The pictures are familiar, and so is the automatic response: fighter aircraft bombing a “bank of targets” and Israeli tanks positioned on the outskirts of Gaza. The justification is also present: The State of Israel cannot refrain from responding to the firing of Qassams. But the protection of Sderot residents is not the issue here, since the state could long ago have built a protective mantle for the homes and schools of Sderot. Rather, again, it is the state’s prestige that is on the line.
It is the same prestige that contributed quite a bit to creating the real strategic threat facing Israel. This threat is not expressed by the terrifying Qassams that are causing Sderot residents to flee from their city, but rather by the disintegration of Gaza, by the subjection of its million and a quarter residents to the reign of gangs, by the neutralization of the ability to build a strong, united Palestinian leadership, and by the establishment of a state of terror in Gaza, which operates almost in isolation from any central Palestinian administration.
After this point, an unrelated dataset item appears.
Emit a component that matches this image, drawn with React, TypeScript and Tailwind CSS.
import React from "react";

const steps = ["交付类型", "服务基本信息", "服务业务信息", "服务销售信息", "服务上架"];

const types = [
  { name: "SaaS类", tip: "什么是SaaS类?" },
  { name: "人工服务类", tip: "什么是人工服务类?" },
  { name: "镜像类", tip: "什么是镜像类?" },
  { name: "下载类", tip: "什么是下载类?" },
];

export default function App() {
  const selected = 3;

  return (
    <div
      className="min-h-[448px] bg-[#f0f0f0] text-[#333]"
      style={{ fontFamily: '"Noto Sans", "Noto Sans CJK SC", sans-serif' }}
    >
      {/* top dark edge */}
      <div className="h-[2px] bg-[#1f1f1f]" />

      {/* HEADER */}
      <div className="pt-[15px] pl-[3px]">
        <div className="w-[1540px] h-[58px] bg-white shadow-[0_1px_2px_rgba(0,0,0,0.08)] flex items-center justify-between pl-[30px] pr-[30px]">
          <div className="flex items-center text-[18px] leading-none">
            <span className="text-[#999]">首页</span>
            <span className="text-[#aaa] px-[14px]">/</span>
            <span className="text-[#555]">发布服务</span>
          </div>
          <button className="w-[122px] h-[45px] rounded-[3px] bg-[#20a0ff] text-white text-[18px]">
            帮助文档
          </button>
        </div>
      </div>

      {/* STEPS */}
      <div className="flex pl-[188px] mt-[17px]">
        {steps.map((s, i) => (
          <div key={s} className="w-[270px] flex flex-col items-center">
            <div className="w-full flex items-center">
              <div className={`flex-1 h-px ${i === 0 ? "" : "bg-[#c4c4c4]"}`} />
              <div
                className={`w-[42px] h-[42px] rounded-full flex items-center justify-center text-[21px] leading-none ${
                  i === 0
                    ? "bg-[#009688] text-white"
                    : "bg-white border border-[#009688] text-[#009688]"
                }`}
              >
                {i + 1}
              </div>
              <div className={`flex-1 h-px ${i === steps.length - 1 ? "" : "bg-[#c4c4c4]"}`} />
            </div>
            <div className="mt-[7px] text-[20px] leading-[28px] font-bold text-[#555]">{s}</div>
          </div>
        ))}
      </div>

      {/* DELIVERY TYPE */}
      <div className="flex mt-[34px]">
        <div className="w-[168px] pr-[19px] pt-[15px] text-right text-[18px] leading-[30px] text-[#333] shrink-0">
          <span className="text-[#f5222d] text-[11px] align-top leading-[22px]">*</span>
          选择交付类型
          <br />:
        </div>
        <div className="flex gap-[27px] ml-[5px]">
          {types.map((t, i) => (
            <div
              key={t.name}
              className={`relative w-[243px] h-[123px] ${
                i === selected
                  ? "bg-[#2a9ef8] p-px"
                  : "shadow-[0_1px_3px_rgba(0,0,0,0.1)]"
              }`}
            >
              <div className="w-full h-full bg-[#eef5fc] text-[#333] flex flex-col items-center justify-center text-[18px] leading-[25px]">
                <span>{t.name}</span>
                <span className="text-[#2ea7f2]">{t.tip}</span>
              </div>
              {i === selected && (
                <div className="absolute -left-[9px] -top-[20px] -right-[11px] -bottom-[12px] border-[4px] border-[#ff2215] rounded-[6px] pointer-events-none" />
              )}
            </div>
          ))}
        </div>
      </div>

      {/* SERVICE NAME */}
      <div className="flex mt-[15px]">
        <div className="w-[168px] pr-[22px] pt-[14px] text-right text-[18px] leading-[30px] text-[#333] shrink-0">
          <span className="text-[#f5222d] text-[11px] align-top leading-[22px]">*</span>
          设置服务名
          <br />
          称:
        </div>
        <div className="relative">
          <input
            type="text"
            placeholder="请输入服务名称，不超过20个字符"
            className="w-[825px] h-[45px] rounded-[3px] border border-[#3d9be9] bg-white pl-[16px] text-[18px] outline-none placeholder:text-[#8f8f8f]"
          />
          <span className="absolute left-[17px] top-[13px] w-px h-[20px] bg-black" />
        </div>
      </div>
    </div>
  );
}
The reason for the state’s prestige being in question is its need to justify the decision not to recognize the Hamas government and to impose an economic siege on the territories. At the same time, Israel has conditioned the Palestinians’ ability to exist on a matter of honor – on Hamas’ recognition of Israel. How ridiculous now is the tally of triumphs and defeats of Fatah versus Hamas, of corpses on one side versus corpses on the other side, and the mathematical determination that Hamas is winning on the street. Is it not the same Hamas that already won over the street in the elections last year? The same Hamas that maintained the welcome cease-fire for many long months? The same Hamas that signed the Mecca Agreement and accepted the Arab Initiative?
Hamas is not a pleasant movement. It includes elements of terror and draws its sources from a fanatical religious ideology. But Hamas and the Palestinian unity government, as long as the latter still holds up, are the best address Israel has at the moment. This government is not just the only one that has the potential to control the “State of Gaza,” it is the only one that is still interested in the fate of its public and, therefore, is influenced by the pressure of that public. It is the only one that is also threatened by the firing of Qassams on Sderot. But without the means to provide benefits for its citizens, it is also paralyzed.